ECLI:NL:RBDHA:2024:15041
Rechtbank Den Haag
- Eerste aanleg - enkelvoudig
- Rechtspraak.nl
Beoordeling asielaanvraag en overdracht op basis van de Dublinverordening
In deze uitspraak beoordeelt de Rechtbank Den Haag het beroep van eiser, een Iraakse nationaliteit, tegen het besluit van de minister van Asiel en Migratie om zijn asielaanvraag niet in behandeling te nemen. De minister stelde dat Duitsland verantwoordelijk was voor de aanvraag, omdat eiser eerder een asielaanvraag in Duitsland had ingediend. Eiser heeft op 4 februari 2024 een asielaanvraag ingediend in Nederland, maar de minister weigerde deze te behandelen op basis van de Dublinverordening.
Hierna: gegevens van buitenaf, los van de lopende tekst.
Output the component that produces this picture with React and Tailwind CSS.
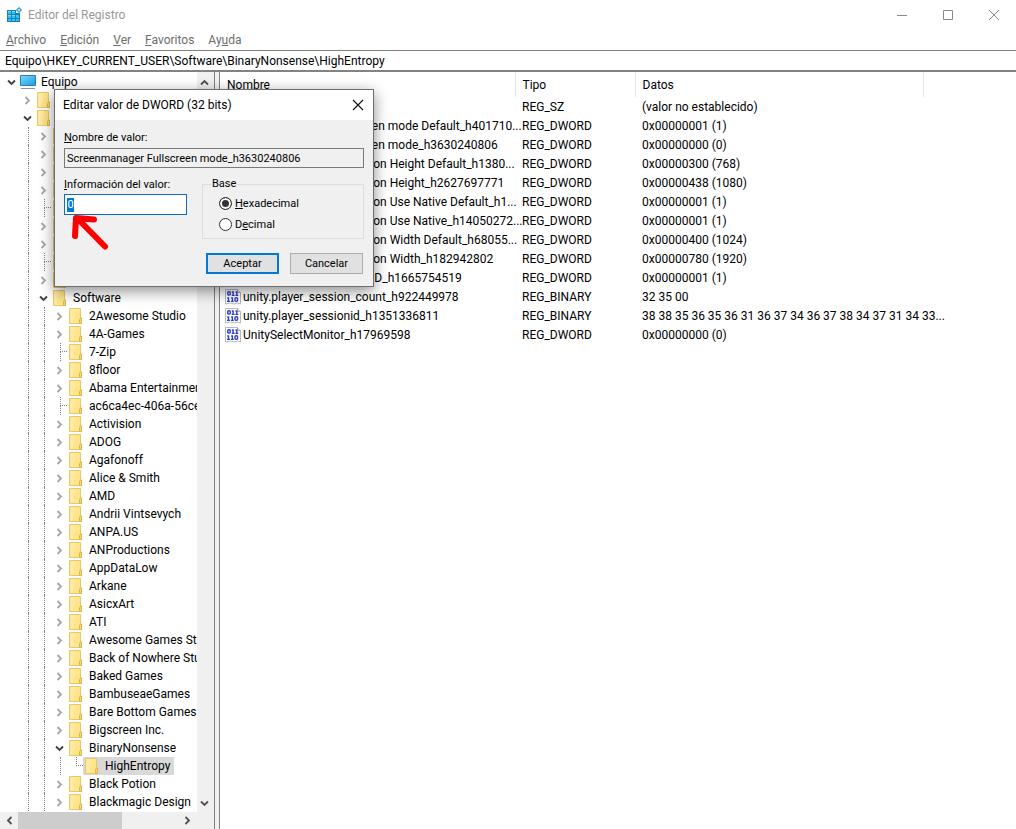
import { useState } from "react";

const uiFont = "font-['Roboto','Open_Sans',sans-serif]";

const menus = [
  ["", "A", "rchivo"],
  ["", "E", "dición"],
  ["", "V", "er"],
  ["", "F", "avoritos"],
  ["Ay", "u", "da"],
];

// Keys between HKEY_CURRENT_USER and Software
const userKeys = [
  { name: "AppEvents" },
  { name: "Console" },
  { name: "Control Panel" },
  { name: "EUDC" },
  { name: "Environment", leaf: true },
  { name: "Keyboard Layout" },
  { name: "Microsoft" },
  { name: "Network", leaf: true },
  { name: "Printers" },
];

const softwareKeys = [
  { name: "2Awesome Studio" },
  { name: "4A-Games" },
  { name: "7-Zip", leaf: true },
  { name: "8floor" },
  { name: "Abama Entertainment" },
  { name: "ac6ca4ec-406a-56ce", leaf: true },
  { name: "Activision" },
  { name: "ADOG" },
  { name: "Agafonoff" },
  { name: "Alice & Smith" },
  { name: "AMD" },
  { name: "Andrii Vintsevych" },
  { name: "ANPA.US" },
  { name: "ANProductions" },
  { name: "AppDataLow" },
  { name: "Arkane" },
  { name: "AsicxArt" },
  { name: "ATI" },
  { name: "Awesome Games Studio" },
  { name: "Back of Nowhere Studio" },
  { name: "Baked Games" },
  { name: "BambuseaeGames" },
  { name: "Bare Bottom Games" },
  { name: "Bigscreen Inc." },
  { name: "BinaryNonsense", open: true },
];

const tree = [
  { name: "Equipo", level: 0, open: true },
  { name: "HKEY_CLASSES_ROOT", level: 1 },
  { name: "HKEY_CURRENT_USER", level: 1, open: true },
  ...userKeys.map((k) => ({ ...k, level: 2 })),
  { name: "Software", level: 2, open: true },
  ...softwareKeys.map((k) => ({ ...k, level: 3 })),
  { name: "HighEntropy", level: 4, leaf: true, last: true },
  { name: "Black Potion", level: 3 },
  { name: "Blackmagic Design", level: 3 },
];

const values = [
  ["(Predeterminado)", "REG_SZ", "(valor no establecido)"],
  ["Screenmanager Fullscreen mode Default_h401710...", "REG_DWORD", "0x00000001 (1)"],
  ["Screenmanager Fullscreen mode_h3630240806", "REG_DWORD", "0x00000000 (0)"],
  ["Screenmanager Resolution Height Default_h1380...", "REG_DWORD", "0x00000300 (768)"],
  ["Screenmanager Resolution Height_h2627697771", "REG_DWORD", "0x00000438 (1080)"],
  ["Screenmanager Resolution Use Native Default_h1...", "REG_DWORD", "0x00000001 (1)"],
  ["Screenmanager Resolution Use Native_h14050272...", "REG_DWORD", "0x00000001 (1)"],
  ["Screenmanager Resolution Width Default_h68055...", "REG_DWORD", "0x00000400 (1024)"],
  ["Screenmanager Resolution Width_h182942802", "REG_DWORD", "0x00000780 (1920)"],
  ["Screenmanager Stereo 3D_h1665754519", "REG_DWORD", "0x00000001 (1)"],
  ["unity.player_session_count_h922449978", "REG_BINARY", "32 35 00"],
  ["unity.player_sessionid_h1351336811", "REG_BINARY", "38 38 35 36 35 36 31 36 37 34 36 37 38 34 37 31 34 33..."],
  ["UnitySelectMonitor_h17969598", "REG_DWORD", "0x00000000 (0)"],
];

const chevrons = {
  up: "M1 6.5 L4.5 3 L8 6.5",
  down: "M1 2.5 L4.5 6 L8 2.5",
  left: "M6.5 1 L3 4.5 L6.5 8",
  right: "M2.5 1 L6 4.5 L2.5 8",
};

const Chevron = ({ dir, className }) => (
  <svg viewBox="0 0 9 9" className={`w-[9px] h-[9px] shrink-0 ${className}`} fill="none" stroke="currentColor" strokeWidth="1.8">
    <path d={chevrons[dir]} />
  </svg>
);

const RegistryIcon = () => (
  <svg viewBox="0 0 16 16" className="w-4 h-4 shrink-0">
    <path d="M1 3h9v3h4v9H1z" fill="#1583b8" />
    <path d="M2 4h3v3H2zM6 4h3v3H6zM2 8h3v3H2zM6 8h3v3H6zM10 8h3v3h-3zM2 12h3v2H2zM6 12h3v2H6zM10 12h3v2h-3z" fill="#35c0f0" />
    <path d="M2 4h3v1H2zM6 4h3v1H6zM2 8h3v1H2zM6 8h3v1H6z" fill="#7adcf9" />
    <path d="M13 0.5 L15.5 3 L13 5.5 L10.5 3z" fill="#5fd0f5" stroke="#17759f" strokeWidth="0.9" />
    <path d="M12.3 3h1.4" stroke="#fff" />
  </svg>
);

const ComputerIcon = () => (
  <svg viewBox="0 0 16 16" className="w-4 h-4 shrink-0">
    <defs>
      <linearGradient id="screen" x1="0" y1="0" x2="1" y2="1">
        <stop offset="0" stopColor="#7fdcff" />
        <stop offset="1" stopColor="#149be0" />
      </linearGradient>
    </defs>
    <path d="M0.5 1.5h15v10H0.5z" fill="url(#screen)" stroke="#2f7fae" />
    <path d="M1 14.5h14" stroke="#7d99aa" />
  </svg>
);

const FolderIcon = () => (
  <svg viewBox="-1 0 16 16" className="w-4 h-4 shrink-0">
    <path d="M0.5 0.5h11v10h1v5h-12z" fill="#ffe48a" stroke="#e8c766" />
    <path d="M1 1h6L4 15H1z" fill="#ffeeb0" opacity="0.6" />
    <path d="M10.500 15.500v-4l1-1.500h1v5.500z" fill="#f7d673" stroke="#dfb54a" />
  </svg>
);

const BinaryIcon = () => (
  <svg viewBox="0 0 16 16" className="w-4 h-4 shrink-0">
    <path d="M0.5 0.5h12l3 3v11.500l-3-1-3 1-4-1-5 1z" fill="#fff" stroke="#b3b7be" />
    <path d="M12.5 0.5v3h3" fill="#e4e6ea" stroke="#a9adb5" />
    <g fill="none" stroke="#2f3fc4" strokeWidth="1.4">
      <rect x="2.700" y="2.700" width="2.600" height="3.300" rx="1" />
      <path d="M6.800 3h1.300v3.500M6.700 6.400h2.900M10.500 3h1.300v3.500M10.400 6.400h2.900" />
      <path d="M2.200 9h1.300v3.500M2 12.400h3M6.100 9h1.300v3.500M6 12.400h2.800" />
      <rect x="10" y="8.800" width="2.600" height="3.500" rx="1" />
    </g>
  </svg>
);

const Guide = () => <span className="w-[7px] ml-[9px] h-full shrink-0 border-l border-dotted border-[#808080]"></span>;

const Expander = ({ item }) => {
  if (item.leaf) {
    return (
      <span className="w-[7px] ml-[9px] h-full shrink-0 flex flex-col">
        <span className="h-[9px] border-l border-b border-dotted border-[#808080]"></span>
        {!item.last && <span className="flex-1 border-l border-dotted border-[#808080]"></span>}
      </span>
    );
  }
  return (
    <button type="button" aria-label={`${item.open ? "Contraer" : "Expandir"} ${item.name}`} className="w-4 h-full shrink-0 flex items-center justify-center">
      <Chevron dir={item.open ? "down" : "right"} className={item.open ? "text-[#404040]" : "text-[#a6a6a6]"} />
    </button>
  );
};

const TreeRow = ({ item }) => {
  const selected = item.name === "HighEntropy";
  return (
    <li className="flex items-center h-[18px] pl-[3px] whitespace-nowrap">
      {item.level > 0 && <span className="w-4 shrink-0"></span>}
      {Array.from({ length: Math.max(item.level - 1, 0) }, (_, i) => <Guide key={i} />)}
      <Expander item={item} />
      <span className={`flex items-center h-full pl-px pr-1 gap-[5px] ${selected ? "bg-[#d9d9d9]" : ""}`}>
        {item.level === 0 ? <ComputerIcon /> : <FolderIcon />}
        {item.name}
      </span>
    </li>
  );
};

const KeyTree = () => (
  <aside className="w-[215px] shrink-0 flex flex-col border-r border-[#828282]">
    <div className="flex flex-1">
      <ul className="flex-1 min-w-0 overflow-hidden pt-px">
        {tree.map((item) => <TreeRow key={item.name} item={item} />)}
      </ul>
      <div className="w-[17px] pr-[2px] bg-[#f0f0f0] flex flex-col justify-between">
        <button type="button" aria-label="Subir" className="h-5 flex items-center justify-center text-[#505050]"><Chevron dir="up" /></button>
        <button type="button" aria-label="Bajar" className="h-[17px] flex items-center justify-center text-[#505050]"><Chevron dir="down" /></button>
      </div>
    </div>
    <div className="h-[17px] bg-[#f0f0f0] flex pr-[18px]">
      <button type="button" aria-label="Izquierda" className="w-[18px] flex items-center justify-center text-[#505050]"><Chevron dir="left" /></button>
      <div className="w-[104px] bg-[#cdcdcd]"></div>
      <button type="button" aria-label="Derecha" className="w-[18px] ml-auto flex items-center justify-center text-[#505050]"><Chevron dir="right" /></button>
    </div>
  </aside>
);

const ValueTable = () => (
  <main className="flex-1 min-w-0 border-l border-[#828282]">
    <table className="w-full table-fixed text-left whitespace-nowrap">
      <colgroup>
        <col className="w-[295px]" />
        <col className="w-[120px]" />
        <col className="w-[288px]" />
        <col />
      </colgroup>
      <thead>
        <tr className="h-[25px]">
          <th className="font-normal p-0 pl-[7px] border-r border-[#e5e5e5]">Nombre</th>
          <th className="font-normal p-0 pl-[7px] border-r border-[#e5e5e5]">Tipo</th>
          <th className="font-normal p-0 pl-[7px] border-r border-[#e5e5e5]">Datos</th>
          <td></td>
        </tr>
      </thead>
      <tbody>
        {values.map(([name, type, data]) => (
          <tr key={name} className="h-[19px]">
            <td className="p-0 pl-[5px]">
              <span className="flex items-center gap-[2px]">
                <BinaryIcon />
                {name}
              </span>
            </td>
            <td className="p-0 pl-[7px]">{type}</td>
            <td className="p-0 pl-[7px]">{data}</td>
            <td></td>
          </tr>
        ))}
      </tbody>
    </table>
  </main>
);

const BaseOption = ({ value, base, setBase, children }) => (
  <label className="flex items-center gap-[3px] h-[21px]">
    <input
      type="radio"
      name="base"
      value={value}
      checked={base === value}
      onChange={() => setBase(value)}
      className="appearance-none w-[13px] h-[13px] rounded-full border border-[#333333] bg-white checked:bg-[#333333] checked:shadow-[inset_0_0_0_2px_#ffffff]"
    />
    <span>{children}</span>
  </label>
);

const EditDialog = () => {
  const [data, setData] = useState("0");
  const [base, setBase] = useState("hex");

  return (
    <form
      role="dialog"
      aria-label="Editar valor de DWORD (32 bits)"
      onSubmit={(e) => e.preventDefault()}
      className="absolute left-[54px] top-[89px] w-[320px] bg-[#f0f0f0] border border-[#6e6e6e] shadow-[0_4px_14px_rgba(0,0,0,0.45)] text-[11px] leading-[14px] text-black"
    >
      <div className="flex items-center justify-between h-[30px] bg-white pl-2 pr-[9px] text-[12px]">
        <h2>Editar valor de DWORD (32 bits)</h2>
        <button type="button" aria-label="Cerrar">
          <svg viewBox="0 0 12 12" className="w-3 h-3" stroke="#111" strokeWidth="1.1"><path d="M1 1l10 10M11 1L1 11" /></svg>
        </button>
      </div>
      <div className="px-[9px] pt-[11px] pb-3">
        <label htmlFor="value-name" className="block"><u>N</u>ombre de valor:</label>
        <input id="value-name" readOnly value="Screenmanager Fullscreen mode_h3630240806" className="block w-full h-5 mt-[3px] px-[2px] bg-[#f0f0f0] border border-[#7a7a7a]" />
        <div className="flex justify-between mt-[9px]">
          <div className="w-[123px]">
            <label htmlFor="value-data" className="block pt-px whitespace-nowrap"><u>I</u>nformación del valor:</label>
            <div className="relative mt-[2px]">
              <div className="flex items-center h-[21px] px-[2px] bg-white border border-[#0f6cbd]">
                <input id="value-data" value={data} onChange={(e) => setData(e.target.value)} className="w-[7px] h-[14px] bg-[#0078d7] text-white text-center outline-none" />
              </div>
              <svg viewBox="0 0 42 42" className="absolute left-[5px] top-[17px] w-[42px] h-[42px]" fill="none" stroke="#fe0000" strokeWidth="6" strokeLinecap="round" strokeLinejoin="round">
                <path d="M9 8 L36 35.500 M25 8.500 L7 7 L6 25" />
              </svg>
            </div>
          </div>
          <fieldset className="w-[162px] h-[62px] border border-[#dcdcdc] pl-4 pt-[2px]">
            <legend className="-ml-2 px-px">Base</legend>
            <BaseOption value="hex" base={base} setBase={setBase}><u>H</u>exadecimal</BaseOption>
            <BaseOption value="dec" base={base} setBase={setBase}>D<u>e</u>cimal</BaseOption>
          </fieldset>
        </div>
        <div className="flex justify-end gap-[11px] mt-[14px] pr-px">
          <button type="submit" className="w-[73px] h-[21px] bg-[#e1e1e1] border-2 border-[#0078d7]">Aceptar</button>
          <button type="button" className="w-[73px] h-[21px] bg-[#e1e1e1] border border-[#adadad]">Cancelar</button>
        </div>
      </div>
    </form>
  );
};

const App = () => (
  <div className={`relative min-h-screen flex flex-col bg-white text-black text-[12px] leading-[18px] ${uiFont}`}>
    <header className="flex items-center h-[30px] pl-[6px] pr-4 text-[#999999]">
      <RegistryIcon />
      <h1 className="ml-[6px] flex-1">Editor del Registro</h1>
      <div className="flex gap-[34px]">
        <button type="button" aria-label="Minimizar"><svg viewBox="0 0 12 12" className="w-3 h-3" stroke="#8a8a8a"><path d="M1 6.5h10" /></svg></button>
        <button type="button" aria-label="Maximizar"><svg viewBox="0 0 12 12" className="w-3 h-3" fill="none" stroke="#8a8a8a"><path d="M1.5 1.5h9v9h-9z" /></svg></button>
        <button type="button" aria-label="Cerrar ventana"><svg viewBox="0 0 12 12" className="w-3 h-3" stroke="#8a8a8a"><path d="M1 1l10 10M11 1L1 11" /></svg></button>
      </div>
    </header>

    <nav className="flex items-center h-5 pl-[6px] gap-[14px] text-[#6d6d6d]">
      {menus.map(([before, key, after]) => (
        <button key={after} type="button">{before}<u>{key}</u>{after}</button>
      ))}
    </nav>

    <input aria-label="Ruta" readOnly value="Equipo\HKEY_CURRENT_USER\Software\BinaryNonsense\HighEntropy" className="block w-full h-[22px] px-[5px] border-t border-b-2 border-[#828282]" />

    <div className="flex flex-1 bg-[#f0f0f0] gap-1">
      <div className="flex bg-white"><KeyTree /></div>
      <div className="flex flex-1 min-w-0 bg-white"><ValueTable /></div>
    </div>

    <EditDialog />
  </div>
);

export default App;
Eiser voerde aan dat er bijzondere, individuele omstandigheden waren die de overdracht aan Duitsland onevenredig hard maakten, met name de situatie van zijn oudste dochter die in een beschermde opvang verblijft. De rechtbank oordeelde dat de minister onvoldoende had gemotiveerd waarom hij geen aanleiding had gezien om de asielaanvraag op grond van artikel 17 van de Dublinverordening aan zich te trekken. De rechtbank verklaarde het beroep gegrond, vernietigde het bestreden besluit en droeg de minister op om de zaak opnieuw te beoordelen, waarbij de verklaring van Veilig Thuis van 19 augustus 2024 betrokken moest worden. De rechtbank veroordeelde de minister ook in de proceskosten van eiser tot een bedrag van € 1.750,-.